● Task details: In the lines below, output everything from the first line through the line containing "['ACUR', 'ALFA', 'AMC', 'ASTO', 'AUDI', 'AUST', 'AVAN', 'BENT'];" exactly as it is. Pictures are not part of the output.

● Collected data:
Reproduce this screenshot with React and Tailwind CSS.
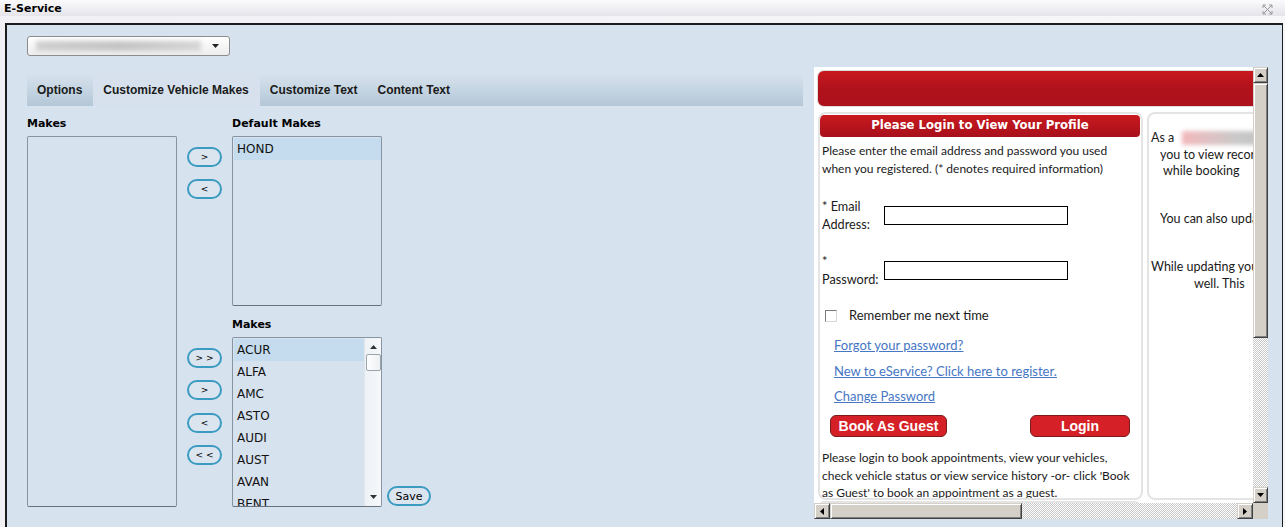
import React from 'react';

const tabs = ['Options', 'Customize Vehicle Makes', 'Customize Text', 'Content Text'];
const makes = ['ACUR', 'ALFA', 'AMC', 'ASTO', 'AUDI', 'AUST', 'AVAN', 'BENT'];

const bevel =
  'bg-[#d4d0c8] border-t border-l border-t-[#d4d0c8] border-l-[#d4d0c8] border-b border-r border-b-[#404040] border-r-[#404040] shadow-[inset_1px_1px_#ffffff,inset_-1px_-1px_#808080]';
const checker =
  'bg-[repeating-conic-gradient(#ffffff_0%_25%,#c8c8c8_0%_50%)] bg-[length:2px_2px]';

function Pill({ children, className = '' }) {
  return (
    <button
      className={`flex h-[20px] w-[35px] items-center justify-center rounded-full border-2 border-[#3b9bc1] bg-[#dae5ef] text-[9px] leading-none text-black ${className}`}
    >
      {children}
    </button>
  );
}

function Tri({ dir }) {
  const d = {
    up: 'M0 4 L3.5 0 L7 4 Z',
    down: 'M0 0 L7 0 L3.5 4 Z',
    left: 'M4 0 L4 7 L0 3.5 Z',
    right: 'M0 0 L0 7 L4 3.5 Z',
  }[dir];
  const vert = dir === 'up' || dir === 'down';
  return (
    <svg width={vert ? 7 : 4} height={vert ? 4 : 7} viewBox={vert ? '0 0 7 4' : '0 0 4 7'}>
      <path d={d} fill="#000" />
    </svg>
  );
}

function CloseIcon() {
  return (
    <svg width="11" height="11" viewBox="0 0 11 11" className="mt-[2px]">
      <path d="M1 1 L10 10 M10 1 L1 10" stroke="#9a9a9a" strokeWidth="1" fill="none" />
      <path d="M1 1 h3 M1 1 v3 M10 1 h-3 M10 1 v3 M1 10 h3 M1 10 v-3 M10 10 h-3 M10 10 v-3" stroke="#9a9a9a" strokeWidth="1" fill="none" />
    </svg>
  );
}

function ListBox({ items, height, scroll }) {
  return (
    <div
      className="flex overflow-hidden rounded-[2px] border border-[#8795a3] border-b-[#66737f] bg-[#d6e2ee]"
      style={{ height }}
    >
      <div className="flex-1 pt-[1px] pl-[1px]">
        {items.map((m, i) => (
          <div
            key={m}
            className={`flex h-[22px] items-center pl-[3px] text-[12px] leading-none text-[#111] ${
              i === 0 ? 'bg-[#c4dced]' : ''
            }`}
          >
            {m}
          </div>
        ))}
      </div>
      {scroll && (
        <div className="flex w-[17px] flex-col items-center border-l border-[#dfe6ec] bg-gradient-to-r from-[#eef2f6] to-[#f6f8fa]">
          <div className="flex h-[16px] items-center justify-center pt-[2px]">
            <svg width="7" height="4" viewBox="0 0 7 4"><path d="M0 4 L3.5 0 L7 4 Z" fill="#333" /></svg>
          </div>
          <div className="h-[17px] w-[15px] rounded-[2px] border border-[#9aa4ad] bg-gradient-to-r from-white to-[#eef0f2]" />
          <div className="flex-1" />
          <div className="flex h-[16px] items-center justify-center pb-[2px]">
            <svg width="7" height="4" viewBox="0 0 7 4"><path d="M0 0 L7 0 L3.5 4 Z" fill="#333" /></svg>
          </div>
        </div>
      )}
    </div>
  );
}

function LoginCard() {
  return (
    <div className="h-[388px] w-[325px] shrink-0 overflow-hidden rounded-[8px] border-2 border-[#e4e4e4] bg-white font-['Lato',sans-serif] text-[12px] text-[#1a1a1a]">
      <div className="mt-[1px] flex h-[22px] w-[320px] items-center justify-center rounded-[4px] bg-gradient-to-b from-[#c9191f] to-[#a8101b] font-['DejaVu_Sans',sans-serif] text-[11.7px] font-bold text-white">
        Please Login to View Your Profile
      </div>
      <div className="px-[2px]">
        <p className="mt-[5px] whitespace-nowrap leading-[18px]">
          Please enter the email address and password you used
          <br />
          when you registered. (* denotes required information)
        </p>

        <div className="mt-[19px] flex items-center text-[12.7px]">
          <div className="w-[62px] leading-[18px]">
            * Email
            <br />
            Address:
          </div>
          <div className="h-[19px] w-[184px] border border-black" />
        </div>

        <div className="mt-[19px] flex items-center text-[12.7px]">
          <div className="w-[62px] leading-[18px]">
            *
            <br />
            Password:
          </div>
          <div className="h-[19px] w-[184px] border border-black" />
        </div>

        <div className="mt-[19px] flex h-[18px] items-center text-[13px]">
          <div className="ml-[3px] h-[12px] w-[12px] border border-t-[#7a7a7a] border-l-[#7a7a7a] border-b-[#d8d8d8] border-r-[#d8d8d8] bg-white" />
          <span className="ml-[12px]">Remember me next time</span>
        </div>

        <div className="mt-[11px] flex flex-col pl-[12px] text-[13px] leading-[18px] text-[#4676c4] underline">
          <a>Forgot your password?</a>
          <a className="mt-[8px]">New to eService? Click here to register.</a>
          <a className="mt-[7px]">Change Password</a>
        </div>

        <div className="mt-[10px] flex items-center pl-[8px]">
          <button className="h-[22px] w-[117px] rounded-[6px] border border-[#7a1c1c] bg-[#d52027] font-['Liberation_Sans',sans-serif] text-[14px] font-bold leading-none text-white">
            Book As Guest
          </button>
          <button className="ml-[83px] h-[22px] w-[100px] rounded-[6px] border border-[#7a1c1c] bg-[#d52027] font-['Liberation_Sans',sans-serif] text-[14px] font-bold leading-none text-white">
            Login
          </button>
        </div>

        <p className="mt-[12px] whitespace-nowrap leading-[17.5px]">
          Please login to book appointments, view your vehicles,
          <br />
          check vehicle status or view service history -or- click 'Book
          <br />
          as Guest' to book an appointment as a guest.
        </p>
      </div>
    </div>
  );
}

function InfoCard() {
  return (
    <div className="h-[388px] w-[260px] shrink-0 rounded-[8px] border-2 border-[#e4e4e4] bg-white pt-[16px] font-['Lato',sans-serif] text-[12.5px] leading-[16.5px] text-[#1a1a1a]">
      <div className="flex items-center pl-[2px]">
        <span>As a</span>
        <span className="ml-[8px] h-[14px] w-[110px] bg-gradient-to-r from-[#f2b8bc] via-[#c9c9c9] to-[#bdbdbd] blur-[2px]" />
      </div>
      <div className="pl-[11px]">you to view records of your vehicles</div>
      <div className="pl-[14px]">while booking</div>
      <div className="mt-[31px] pl-[11px]">You can also update your information</div>
      <div className="mt-[32px] pl-[2px]">While updating your profile</div>
      <div className="pl-[45px]">well. This</div>
    </div>
  );
}

function Preview() {
  return (
    <div className="flex h-[452px] w-[454px] flex-col bg-white">
      <div className="flex h-[436px]">
        <div className="w-[439px] overflow-hidden">
          <div className="w-[700px] pl-[3px] pt-[3px]">
            <div className="h-[37px] w-[600px] rounded-[7px] border border-[#dcdcdc] bg-gradient-to-b from-[#c8181e] via-[#b0121c] to-[#ad111b]" />
            <div className="mt-[5px] flex gap-[4px] pl-[1px]">
              <LoginCard />
              <InfoCard />
            </div>
            <div className="mt-[1px] h-[10px] w-[325px] rounded-t-[8px] border-2 border-b-0 border-[#e4e4e4]" />
          </div>
        </div>
        <div className="flex w-[15px] flex-col">
          <div className={`flex h-[16px] items-center justify-center ${bevel}`}>
            <Tri dir="up" />
          </div>
          <div className={`h-[255px] ${bevel}`} />
          <div className={`flex-1 ${checker}`} />
          <div className={`flex h-[16px] items-center justify-center ${bevel}`}>
            <Tri dir="down" />
          </div>
        </div>
      </div>
      <div className="flex h-[16px]">
        <div className="flex w-[439px]">
          <div className={`flex w-[16px] items-center justify-center ${bevel}`}>
            <Tri dir="left" />
          </div>
          <div className={`w-[192px] ${bevel}`} />
          <div className={`flex-1 ${checker}`} />
          <div className={`flex w-[16px] items-center justify-center ${bevel}`}>
            <Tri dir="right" />
          </div>
        </div>
        <div className="w-[15px] bg-[#d4d0c8]" />
      </div>
    </div>
  );
}

export default function App() {
  return (
    <div className="h-[527px] w-[1285px] overflow-hidden bg-gradient-to-r from-[#f1f1f5] to-[#f7f7fa] font-['DejaVu_Sans',sans-serif]">
      {/* title bar */}
      <div className="flex h-[16px] items-center justify-between bg-gradient-to-b from-[#fbfbfd] to-[#e4e4ea] pl-[4px] pr-[12px]">
        <span className="text-[11px] font-bold leading-none text-black">E-Service</span>
        <CloseIcon />
      </div>

      <div className="ml-[5px] mr-[2px] mt-[7px] flex h-[600px] border-l-2 border-r border-t-2 border-[#1c1c1c] bg-[#d6e2ee] pl-[20px] pt-[11px]">
        {/* editor column */}
        <div className="w-[776px] shrink-0">
          <div className="flex h-[20px] w-[203px] items-center justify-between rounded-[3px] border border-[#8c8c8c] bg-gradient-to-b from-white to-[#ededed] pl-[8px] pr-[10px]">
            <div className="h-[10px] w-[165px] bg-gradient-to-r from-[#d0d0d0] via-[#c4c4c4] to-[#d6d6d6] blur-[2px]" />
            <svg width="7" height="4" viewBox="0 0 7 4"><path d="M0 0 L7 0 L3.5 4 Z" fill="#222" /></svg>
          </div>

          <div className="mt-[15px] flex h-[35px] bg-[linear-gradient(to_bottom,transparent_3px,#d7e2ed_3px,#b3c7d7)]">
            {tabs.map((t, i) => (
              <div
                key={t}
                className={`flex h-full items-center pt-[3px] text-[12px] font-bold font-['Liberation_Sans',sans-serif] text-[#1a1a1a] ${
                  i === 1 ? 'rounded-t-[9px] bg-[#d6e1ed] pl-[10px] pr-[11px]' : i === 3 ? 'pl-[10px]' : 'px-[10px]'
                } ${i === 0 ? 'pr-[11px]' : ''}`}
              >
                {t}
              </div>
            ))}
          </div>

          <div className="mt-[11px] flex text-[11px]">
            <div className="w-[150px]">
              <div className="h-[19px] font-bold leading-[14px]">Makes</div>
              <ListBox items={[]} height={371} />
            </div>

            <div className="ml-[10px] flex w-[35px] flex-col pt-[30px]">
              <Pill>&gt;</Pill>
              <Pill className="mt-[12px]">&lt;</Pill>
              <Pill className="mt-[149px]">&gt; &gt;</Pill>
              <Pill className="mt-[12px]">&gt;</Pill>
              <Pill className="mt-[13px]">&lt;</Pill>
              <Pill className="mt-[12px]">&lt; &lt;</Pill>
            </div>

            <div className="ml-[10px] w-[150px]">
              <div className="h-[19px] font-bold leading-[14px]">Default Makes</div>
              <ListBox items={['HOND']} height={170} />
              <div className="h-[31px] pt-[12px] font-bold leading-[14px]">Makes</div>
              <ListBox items={makes} height={170} scroll />
            </div>

            <div className="ml-[5px] flex flex-col justify-end pb-[1px]">
              <button className="h-[20px] w-[44px] rounded-full border-2 border-[#3b9bc1] bg-[#dae5ef] text-[11px] leading-none text-black">
                Save
              </button>
            </div>
          </div>
        </div>

        {/* preview */}
        <div className="ml-[11px] mt-[31px]">
          <Preview />
        </div>
      </div>
    </div>
  );
}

● Expected answer:
Reproduce this screenshot with React and Tailwind CSS.
import React from 'react';

const tabs = ['Options', 'Customize Vehicle Makes', 'Customize Text', 'Content Text'];
const makes = ['ACUR', 'ALFA', 'AMC', 'ASTO', 'AUDI', 'AUST', 'AVAN', 'BENT'];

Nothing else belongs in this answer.